At that time the father had been but recently married to the woman who now sues for divorce. Mrs. Cooper had gone to Jasper county to visit relatives, and the step-father was in Arcola. There was left at the home the little girl, and a farm hand, who was husking corn.
According to the story of the farm hand, and his story was believed, he ate dinner with the girl, and left to go to his work. When the father returned he thought the house was on fire, and went in to see where the daughter was. He saw smoke issuing from the attic, and went up to see what was the cause. He found the lifeless form of the girl on the bed and the bed clothes on fire, indicating that the tragedy had not been done a very long time. He extinguished the fire, and called for help. The farm hand and neighbors came, and soon the news spread to this city. Officers hurried to the scene, and the coroner held an inquest which lasted all of the next day. The jury returned a verdict to the effect that the girl came to her death by a shot fired by herself.
The inquest developed the fact that the father was in the habit of correcting his child with a "buggy whip", and that he was cruel in the fullest and broadest sense of the term. Feeling was strong against him, but he was a quite man, and never offended his neighbors by word or deed.

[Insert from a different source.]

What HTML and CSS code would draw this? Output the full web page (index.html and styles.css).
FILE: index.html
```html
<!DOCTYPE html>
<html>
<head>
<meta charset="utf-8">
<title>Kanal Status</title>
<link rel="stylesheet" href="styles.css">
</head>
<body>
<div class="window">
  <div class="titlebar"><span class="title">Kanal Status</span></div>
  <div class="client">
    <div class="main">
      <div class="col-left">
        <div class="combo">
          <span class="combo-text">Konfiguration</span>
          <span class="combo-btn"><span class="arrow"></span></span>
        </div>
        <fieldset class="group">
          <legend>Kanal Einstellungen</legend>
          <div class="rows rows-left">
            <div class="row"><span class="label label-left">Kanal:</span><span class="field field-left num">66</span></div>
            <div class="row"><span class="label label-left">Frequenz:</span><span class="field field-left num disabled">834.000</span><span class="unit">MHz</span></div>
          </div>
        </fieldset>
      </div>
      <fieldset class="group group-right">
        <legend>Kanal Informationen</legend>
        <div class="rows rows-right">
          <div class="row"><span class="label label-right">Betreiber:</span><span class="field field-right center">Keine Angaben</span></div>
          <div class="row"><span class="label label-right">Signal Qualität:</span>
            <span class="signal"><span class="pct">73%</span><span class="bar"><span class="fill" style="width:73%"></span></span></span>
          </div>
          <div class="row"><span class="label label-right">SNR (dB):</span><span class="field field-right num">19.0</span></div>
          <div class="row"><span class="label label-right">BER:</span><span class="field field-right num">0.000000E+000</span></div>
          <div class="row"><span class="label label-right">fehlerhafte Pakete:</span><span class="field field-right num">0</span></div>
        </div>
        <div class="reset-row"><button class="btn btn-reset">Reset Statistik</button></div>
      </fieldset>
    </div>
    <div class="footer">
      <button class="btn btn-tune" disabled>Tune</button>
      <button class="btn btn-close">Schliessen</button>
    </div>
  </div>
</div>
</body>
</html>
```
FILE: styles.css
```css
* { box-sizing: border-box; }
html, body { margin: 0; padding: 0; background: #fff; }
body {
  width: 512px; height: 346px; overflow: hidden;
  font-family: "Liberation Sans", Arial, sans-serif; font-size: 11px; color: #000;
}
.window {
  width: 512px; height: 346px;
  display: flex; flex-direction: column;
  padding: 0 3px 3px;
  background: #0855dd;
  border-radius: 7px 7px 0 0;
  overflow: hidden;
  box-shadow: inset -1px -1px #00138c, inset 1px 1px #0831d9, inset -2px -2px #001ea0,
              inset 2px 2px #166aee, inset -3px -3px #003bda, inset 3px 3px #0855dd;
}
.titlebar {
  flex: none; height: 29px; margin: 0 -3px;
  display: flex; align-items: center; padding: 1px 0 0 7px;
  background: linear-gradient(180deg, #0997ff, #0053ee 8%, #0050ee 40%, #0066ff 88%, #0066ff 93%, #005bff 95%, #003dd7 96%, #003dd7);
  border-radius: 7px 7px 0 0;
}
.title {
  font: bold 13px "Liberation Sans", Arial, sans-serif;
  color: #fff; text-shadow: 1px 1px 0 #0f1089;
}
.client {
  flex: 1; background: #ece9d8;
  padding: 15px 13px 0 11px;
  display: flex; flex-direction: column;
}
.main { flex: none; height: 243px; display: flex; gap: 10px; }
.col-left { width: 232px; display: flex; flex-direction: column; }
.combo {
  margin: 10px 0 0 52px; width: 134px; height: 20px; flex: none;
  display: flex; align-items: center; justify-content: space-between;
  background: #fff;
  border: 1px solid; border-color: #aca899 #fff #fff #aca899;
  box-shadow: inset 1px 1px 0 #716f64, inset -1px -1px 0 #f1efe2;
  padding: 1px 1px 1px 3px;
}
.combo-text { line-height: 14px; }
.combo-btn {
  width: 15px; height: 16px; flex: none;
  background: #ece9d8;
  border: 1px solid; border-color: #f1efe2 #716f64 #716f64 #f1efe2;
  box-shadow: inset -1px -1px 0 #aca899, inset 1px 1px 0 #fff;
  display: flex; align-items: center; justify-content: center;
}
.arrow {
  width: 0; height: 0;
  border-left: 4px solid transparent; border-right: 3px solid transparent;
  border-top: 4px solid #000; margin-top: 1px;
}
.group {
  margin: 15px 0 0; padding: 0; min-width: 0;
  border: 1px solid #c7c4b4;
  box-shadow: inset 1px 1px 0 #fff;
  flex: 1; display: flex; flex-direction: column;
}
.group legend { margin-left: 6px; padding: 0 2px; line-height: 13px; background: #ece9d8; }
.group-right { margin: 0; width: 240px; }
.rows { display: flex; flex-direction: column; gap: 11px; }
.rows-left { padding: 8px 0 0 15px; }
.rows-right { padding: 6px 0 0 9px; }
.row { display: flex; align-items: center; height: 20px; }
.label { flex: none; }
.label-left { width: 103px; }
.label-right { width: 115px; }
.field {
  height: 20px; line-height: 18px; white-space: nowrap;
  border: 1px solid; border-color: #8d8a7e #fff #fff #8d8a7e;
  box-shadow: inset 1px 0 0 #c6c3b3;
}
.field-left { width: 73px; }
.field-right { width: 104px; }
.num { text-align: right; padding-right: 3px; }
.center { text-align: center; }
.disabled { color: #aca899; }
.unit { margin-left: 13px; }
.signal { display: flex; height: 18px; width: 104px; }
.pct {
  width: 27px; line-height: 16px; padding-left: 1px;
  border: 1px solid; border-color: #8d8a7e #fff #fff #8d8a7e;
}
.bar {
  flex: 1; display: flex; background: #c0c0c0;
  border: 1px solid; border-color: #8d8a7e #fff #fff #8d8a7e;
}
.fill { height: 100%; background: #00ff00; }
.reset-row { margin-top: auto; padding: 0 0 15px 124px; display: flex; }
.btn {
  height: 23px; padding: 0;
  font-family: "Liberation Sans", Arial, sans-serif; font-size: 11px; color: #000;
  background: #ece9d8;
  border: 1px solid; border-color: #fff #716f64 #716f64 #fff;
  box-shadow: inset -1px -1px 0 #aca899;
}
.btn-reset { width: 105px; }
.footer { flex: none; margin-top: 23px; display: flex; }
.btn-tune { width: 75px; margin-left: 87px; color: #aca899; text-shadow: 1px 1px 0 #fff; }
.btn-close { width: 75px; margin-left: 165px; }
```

Mr. Cooper is a man of apparent good habits, and there is no reason to presume he is guilty of the cruelties charged by the wife in her application for divorce, other than the testimony of himself at the coroner's inquest as to his treatment of the little girl, who refused to take up the burden of life to the maturity of years.
Friends claim the testimony at the divorce trial will reopen for discussion the tragedy, and may bring up startling developments, but that claim is far-fetched, as Cooper did not try to conceal a single one of his acts at the inquests as to the cause leading up to the suicide.
The home out on the prairie is a desolate appearing place, and would almost drive anybody of refinedhabits and tastes to suicide. The house was old, and the general surroundings were anything but inviting.
Mrs. Cooper number two is from Jasper county, and alleges that she came from a happy home to bring joy and gladness to the man of her choice, and that she has always been a good and dutiful wife. She furthur alleges that at no time did she ever give her lord and master just provocation for making of her body a receptacle for his blows, and she therefore asks for divorce and alimony-----Mattoon Star
Mrs. Cooper's experience in matrimonial ventures can not have been such as to cause her to believe that married life is altogether an unalloyed success, as she has accumulated in her eventful career of less than 40 years a supply of husbands unusual for this country, and can now lay claim to three, all alive and in the flesh.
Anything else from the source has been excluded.